Dataset items:
━━━━━━━━━━

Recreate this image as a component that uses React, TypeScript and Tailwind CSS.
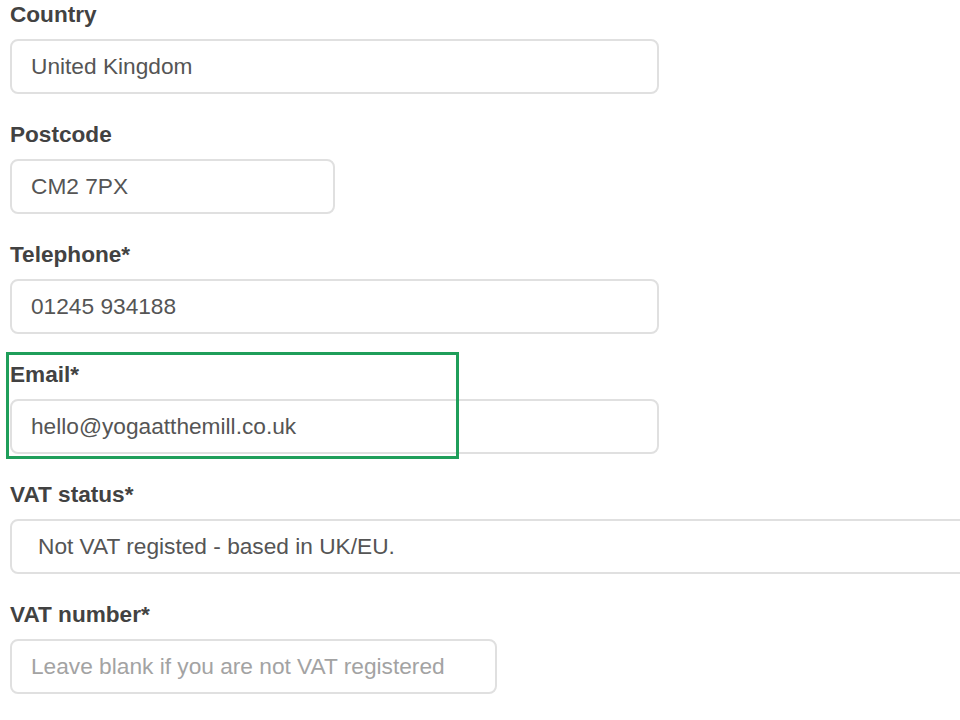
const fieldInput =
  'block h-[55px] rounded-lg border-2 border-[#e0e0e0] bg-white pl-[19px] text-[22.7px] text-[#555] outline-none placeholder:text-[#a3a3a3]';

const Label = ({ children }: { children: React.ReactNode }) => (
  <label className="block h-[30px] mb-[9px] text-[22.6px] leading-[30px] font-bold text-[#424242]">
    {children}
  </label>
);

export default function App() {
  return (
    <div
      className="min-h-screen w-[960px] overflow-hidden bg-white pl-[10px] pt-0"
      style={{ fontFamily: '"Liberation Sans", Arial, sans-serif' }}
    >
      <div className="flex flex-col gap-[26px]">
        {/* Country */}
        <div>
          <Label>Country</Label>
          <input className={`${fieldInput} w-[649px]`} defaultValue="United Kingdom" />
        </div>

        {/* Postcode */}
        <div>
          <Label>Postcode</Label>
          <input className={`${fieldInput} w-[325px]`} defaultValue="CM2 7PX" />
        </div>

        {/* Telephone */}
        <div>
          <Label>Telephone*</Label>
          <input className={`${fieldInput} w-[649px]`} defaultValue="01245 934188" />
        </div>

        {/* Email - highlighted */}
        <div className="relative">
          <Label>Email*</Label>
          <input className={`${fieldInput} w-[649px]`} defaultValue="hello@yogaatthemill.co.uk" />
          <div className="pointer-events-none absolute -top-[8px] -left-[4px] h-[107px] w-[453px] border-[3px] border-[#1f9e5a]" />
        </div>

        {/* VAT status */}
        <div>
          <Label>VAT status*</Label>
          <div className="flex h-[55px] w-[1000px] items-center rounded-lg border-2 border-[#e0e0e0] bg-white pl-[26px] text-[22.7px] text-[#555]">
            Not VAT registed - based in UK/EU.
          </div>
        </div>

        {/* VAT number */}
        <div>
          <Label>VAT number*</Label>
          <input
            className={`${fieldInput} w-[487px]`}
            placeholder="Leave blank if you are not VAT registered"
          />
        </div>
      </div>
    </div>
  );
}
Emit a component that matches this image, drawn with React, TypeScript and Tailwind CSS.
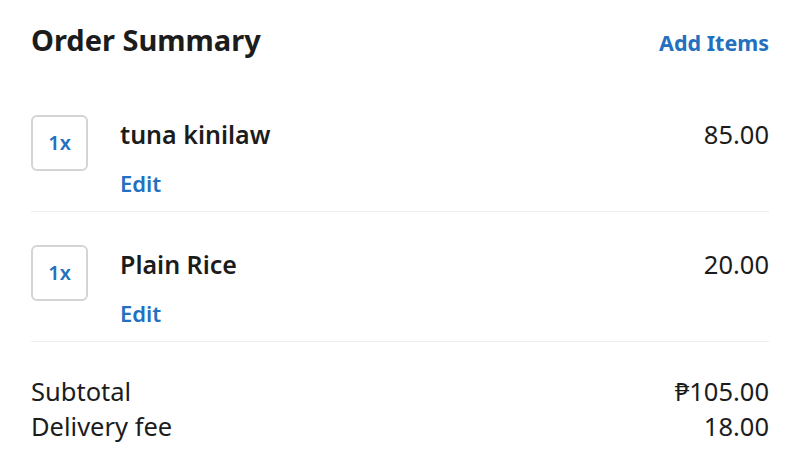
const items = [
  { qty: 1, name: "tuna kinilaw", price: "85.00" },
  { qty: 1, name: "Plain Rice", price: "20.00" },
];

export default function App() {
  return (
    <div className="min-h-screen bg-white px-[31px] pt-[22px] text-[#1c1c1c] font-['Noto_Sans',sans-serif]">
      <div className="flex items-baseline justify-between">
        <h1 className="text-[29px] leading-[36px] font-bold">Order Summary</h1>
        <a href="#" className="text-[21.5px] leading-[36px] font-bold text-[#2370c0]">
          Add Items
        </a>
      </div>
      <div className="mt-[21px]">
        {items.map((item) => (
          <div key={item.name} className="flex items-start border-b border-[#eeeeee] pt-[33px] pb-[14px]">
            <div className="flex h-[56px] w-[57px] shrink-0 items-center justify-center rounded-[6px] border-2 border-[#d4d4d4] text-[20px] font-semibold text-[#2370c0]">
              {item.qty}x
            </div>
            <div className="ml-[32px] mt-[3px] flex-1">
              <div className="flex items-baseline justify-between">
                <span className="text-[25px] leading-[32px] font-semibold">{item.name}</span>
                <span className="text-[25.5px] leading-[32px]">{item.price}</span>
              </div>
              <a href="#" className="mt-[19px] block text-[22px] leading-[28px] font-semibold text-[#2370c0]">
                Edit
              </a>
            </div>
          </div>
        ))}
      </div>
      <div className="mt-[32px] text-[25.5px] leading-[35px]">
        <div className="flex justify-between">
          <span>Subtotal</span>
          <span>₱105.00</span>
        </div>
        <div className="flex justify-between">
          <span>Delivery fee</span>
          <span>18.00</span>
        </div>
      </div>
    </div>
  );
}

━━━━━━━━━━

§ **Short task**
Write out the entries again, exactly as given, skipping any images.

§ **Task output**
Recreate this image as a component that uses React, TypeScript and Tailwind CSS.
const fieldInput =
  'block h-[55px] rounded-lg border-2 border-[#e0e0e0] bg-white pl-[19px] text-[22.7px] text-[#555] outline-none placeholder:text-[#a3a3a3]';

const Label = ({ children }: { children: React.ReactNode }) => (
  <label className="block h-[30px] mb-[9px] text-[22.6px] leading-[30px] font-bold text-[#424242]">
    {children}
  </label>
);

export default function App() {
  return (
    <div
      className="min-h-screen w-[960px] overflow-hidden bg-white pl-[10px] pt-0"
      style={{ fontFamily: '"Liberation Sans", Arial, sans-serif' }}
    >
      <div className="flex flex-col gap-[26px]">
        {/* Country */}
        <div>
          <Label>Country</Label>
          <input className={`${fieldInput} w-[649px]`} defaultValue="United Kingdom" />
        </div>

        {/* Postcode */}
        <div>
          <Label>Postcode</Label>
          <input className={`${fieldInput} w-[325px]`} defaultValue="CM2 7PX" />
        </div>

        {/* Telephone */}
        <div>
          <Label>Telephone*</Label>
          <input className={`${fieldInput} w-[649px]`} defaultValue="01245 934188" />
        </div>

        {/* Email - highlighted */}
        <div className="relative">
          <Label>Email*</Label>
          <input className={`${fieldInput} w-[649px]`} defaultValue="hello@yogaatthemill.co.uk" />
          <div className="pointer-events-none absolute -top-[8px] -left-[4px] h-[107px] w-[453px] border-[3px] border-[#1f9e5a]" />
        </div>

        {/* VAT status */}
        <div>
          <Label>VAT status*</Label>
          <div className="flex h-[55px] w-[1000px] items-center rounded-lg border-2 border-[#e0e0e0] bg-white pl-[26px] text-[22.7px] text-[#555]">
            Not VAT registed - based in UK/EU.
          </div>
        </div>

        {/* VAT number */}
        <div>
          <Label>VAT number*</Label>
          <input
            className={`${fieldInput} w-[487px]`}
            placeholder="Leave blank if you are not VAT registered"
          />
        </div>
      </div>
    </div>
  );
}
Emit a component that matches this image, drawn with React, TypeScript and Tailwind CSS.
const items = [
  { qty: 1, name: "tuna kinilaw", price: "85.00" },
  { qty: 1, name: "Plain Rice", price: "20.00" },
];

export default function App() {
  return (
    <div className="min-h-screen bg-white px-[31px] pt-[22px] text-[#1c1c1c] font-['Noto_Sans',sans-serif]">
      <div className="flex items-baseline justify-between">
        <h1 className="text-[29px] leading-[36px] font-bold">Order Summary</h1>
        <a href="#" className="text-[21.5px] leading-[36px] font-bold text-[#2370c0]">
          Add Items
        </a>
      </div>
      <div className="mt-[21px]">
        {items.map((item) => (
          <div key={item.name} className="flex items-start border-b border-[#eeeeee] pt-[33px] pb-[14px]">
            <div className="flex h-[56px] w-[57px] shrink-0 items-center justify-center rounded-[6px] border-2 border-[#d4d4d4] text-[20px] font-semibold text-[#2370c0]">
              {item.qty}x
            </div>
            <div className="ml-[32px] mt-[3px] flex-1">
              <div className="flex items-baseline justify-between">
                <span className="text-[25px] leading-[32px] font-semibold">{item.name}</span>
                <span className="text-[25.5px] leading-[32px]">{item.price}</span>
              </div>
              <a href="#" className="mt-[19px] block text-[22px] leading-[28px] font-semibold text-[#2370c0]">
                Edit
              </a>
            </div>
          </div>
        ))}
      </div>
      <div className="mt-[32px] text-[25.5px] leading-[35px]">
        <div className="flex justify-between">
          <span>Subtotal</span>
          <span>₱105.00</span>
        </div>
        <div className="flex justify-between">
          <span>Delivery fee</span>
          <span>18.00</span>
        </div>
      </div>
    </div>
  );
}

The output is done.